Shusterman also shows, especially in the second book, how the culture has become highly sacrificial, with unwinding having become a way of life. The political advertising media pushes unwinding by encouraging a sense of entitlement not only to a new hand if the old is cut off, but of better, more athletic and better-looking body parts and a “brain-weave” to make one smarter. In Unwholly, a Frankenstein-like experiment has resulted in the creation of a “new” person out of unwound body parts. Sacrifice has created a sacrificial youth. Sacrifice of others has become an end in itself.

Abortion is a topic that many people have very strong opinions about. Even when one’s opinion is mixed, each part of the mix is powerful. The hazard of navigating such a severe debate is that of being so passionately sensitive to one potential victim as to harden one’s heart to others. The Judgment of Solomon and this series of novels is a solemn warning of the dangers of losing ourselves so deeply in conflict that we do not see the victims we create.  A violent situation such as the sacrificial system depicted here adds the problem of how to break the system without violence that creates more sacrificial victims. This growing problem is something Shusterman will be exploring in the subsequent volumes of the series.

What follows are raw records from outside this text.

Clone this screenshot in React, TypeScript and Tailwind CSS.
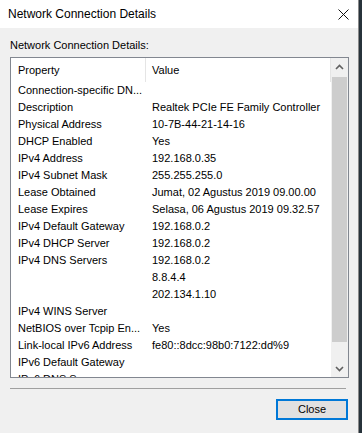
import React from "react";

const ROWS: [string, string][] = [
  ["Connection-specific DN...", ""],
  ["Description", "Realtek PCIe FE Family Controller"],
  ["Physical Address", "10-7B-44-21-14-16"],
  ["DHCP Enabled", "Yes"],
  ["IPv4 Address", "192.168.0.35"],
  ["IPv4 Subnet Mask", "255.255.255.0"],
  ["Lease Obtained", "Jumat, 02 Agustus 2019 09.00.00"],
  ["Lease Expires", "Selasa, 06 Agustus 2019 09.32.57"],
  ["IPv4 Default Gateway", "192.168.0.2"],
  ["IPv4 DHCP Server", "192.168.0.2"],
  ["IPv4 DNS Servers", "192.168.0.2"],
  ["", "8.8.4.4"],
  ["", "202.134.1.10"],
  ["IPv4 WINS Server", ""],
  ["NetBIOS over Tcpip En...", "Yes"],
  ["Link-local IPv6 Address", "fe80::8dcc:98b0:7122:dd%9"],
  ["IPv6 Default Gateway", ""],
  ["IPv6 DNS Servers", ""],
];

function Chevron({ up }: { up?: boolean }) {
  return (
    <svg width="9" height="6" viewBox="0 0 9 6" aria-hidden>
      <path
        d={up ? "M1 5 L4.5 1.5 L8 5" : "M1 1 L4.5 4.5 L8 1"}
        fill="none"
        stroke="#606060"
        strokeWidth="1.6"
      />
    </svg>
  );
}

export default function App() {
  return (
    <div
      className="flex h-[433px] w-[362px] overflow-hidden text-black"
      style={{ fontFamily: '"Liberation Sans", Arial, sans-serif' }}
    >
      <div className="flex w-[359px] flex-col border-r border-[#8a8a8a] bg-[#f0f0f0]">
        {/* title bar */}
        <div className="flex h-[28px] items-center justify-between bg-white pl-[8px] pr-[9px]">
          <span className="text-[12px] leading-none">Network Connection Details</span>
          <svg width="11" height="11" viewBox="0 0 11 11" aria-hidden>
            <path d="M0.5 0.5 L10.5 10.5 M10.5 0.5 L0.5 10.5" stroke="#111" strokeWidth="1" />
          </svg>
        </div>

        <div className="flex flex-col px-[10px]">
          <p className="mt-[11px] h-[13px] text-[11px] leading-[13px]">Network Connection Details:</p>

          {/* list view */}
          <div className="mt-[5px] flex h-[321px] w-[339px] border border-[#828790] bg-white">
            <div className="flex min-w-0 flex-1 flex-col overflow-hidden">
              <div className="flex h-[24px] shrink-0 items-center text-[11px]">
                <div className="flex h-full w-[135px] items-center border-r border-[#e5e5e5] pl-[7px]">
                  Property
                </div>
                <div className="flex h-full flex-1 items-center border-r border-[#e5e5e5] pl-[6px]">
                  Value
                </div>
              </div>
              {ROWS.map(([k, v], i) => (
                <div key={i} className="flex h-[17px] shrink-0 items-center text-[11px] leading-[17px]">
                  <div className="w-[135px] whitespace-nowrap pl-[7px]">{k}</div>
                  <div className="flex-1 whitespace-nowrap pl-[6px]">{v}</div>
                </div>
              ))}
            </div>

            {/* scrollbar */}
            <div className="flex w-[17px] shrink-0 flex-col bg-[#f0f0f0]">
              <div className="flex h-[17px] items-center justify-center">
                <Chevron up />
              </div>
              <div className="mx-[1px] mt-[2px] h-[265px] bg-[#cdcdcd]" />
              <div className="flex-1" />
              <div className="flex h-[17px] items-center justify-center">
                <Chevron />
              </div>
            </div>
          </div>

          <div className="mt-[10px] h-[1px] w-[336px] bg-[#a0a0a0]" />

          <div className="mt-[10px] flex justify-end">
            <button
              type="button"
              className="h-[21px] w-[72px] border-2 border-[#0078d7] bg-[#e1e1e1] text-[11px] leading-none"
            >
              Close
            </button>
          </div>
        </div>
      </div>
      <div className="flex-1 bg-[#27323a]" />
    </div>
  );
}
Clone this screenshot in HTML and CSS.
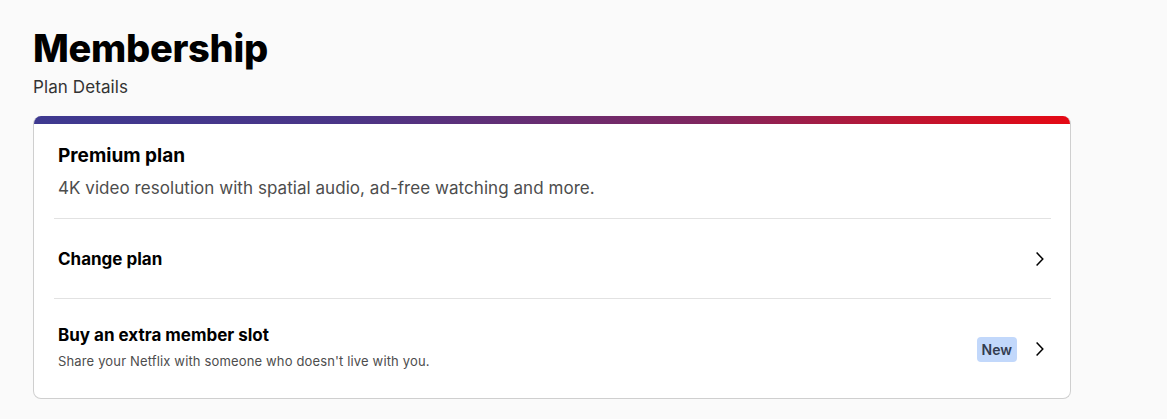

A City Consumed with Buying and Selling

guesthouse1“If there was just one person who could show everyone there is another way. . . . If someone stood up in the middle of the city, with everyone watching, and did something that brought them nothing in return, and happiness to others . . . it might start something that couldn’t be stopped.”

These words are spoken by a 13-year-old girl in The Midnight Charter, the first volume of the Agora Trilogy by David Whitley. These words are a powerful statement of a positive use of mimetic desire (see Human See, Human Want). Lilly says these words in a city called Agora (Greek for market), a city where everything and everybody is bought and sold and all receipts are stored in the city bureaucracy. Even emotions can be bought and sold thanks to a strange technology developed for the purpose. A sort of capitalism gone mad. This shows how deep competitive mimetic desire can be, as René Girard demonstrates. (See Violence and the Kingdom of God.)

While Lilly starts to put her idea into practice by starting an almshouse, something unprecedented in the city, her friend Mark is consumed by a mimetic process that puts him at the pinnacle of the society while too young (thirteen) to realize how delusionary it was until it was too late. (See Ignominious Glory, Glorious Ignominy.)

The fortunes of these two protagonists and the powerful social forces that surround them are explored with ever-increasing depth in the second and third books of the trilogy. In Children of the Lost, Lilly and Mark, suddenly thrust out of Agora, enter a wilderness where the subconscious (the “Nightmare”) engulfs the villagers who live there. Well, the emotions bought and sold in Agora have to go somewhere. The nightmare shows itself most strongly in an act of collective violence, the end result of the denial of mimetic desire. In the midst of all this, Mark begins to really learn how to be a caring human being.

The final volume Canticle of Whispers brings the trilogy to a stunning conclusion. Here, we meet another society, this one living underground, that turns out to be a collective puppet for the fragmented desires of those who live above them until they are freed by Lilly and Mark. The mimetic process started by Lilly in Agora continues in her absence because other people have imitated her desire to help others. One of the greatest strengths of the series is that many characters who seem fairly insignificant emerge in unexpected ways to have great significance, sometimes for ill, sometimes for good.

This trilogy shows us that here are Y/A novels out there that can instruct young readers and older seasoned readers as well, into the depths of mimetic desire. I strongly urge anyone working with youth to take notice.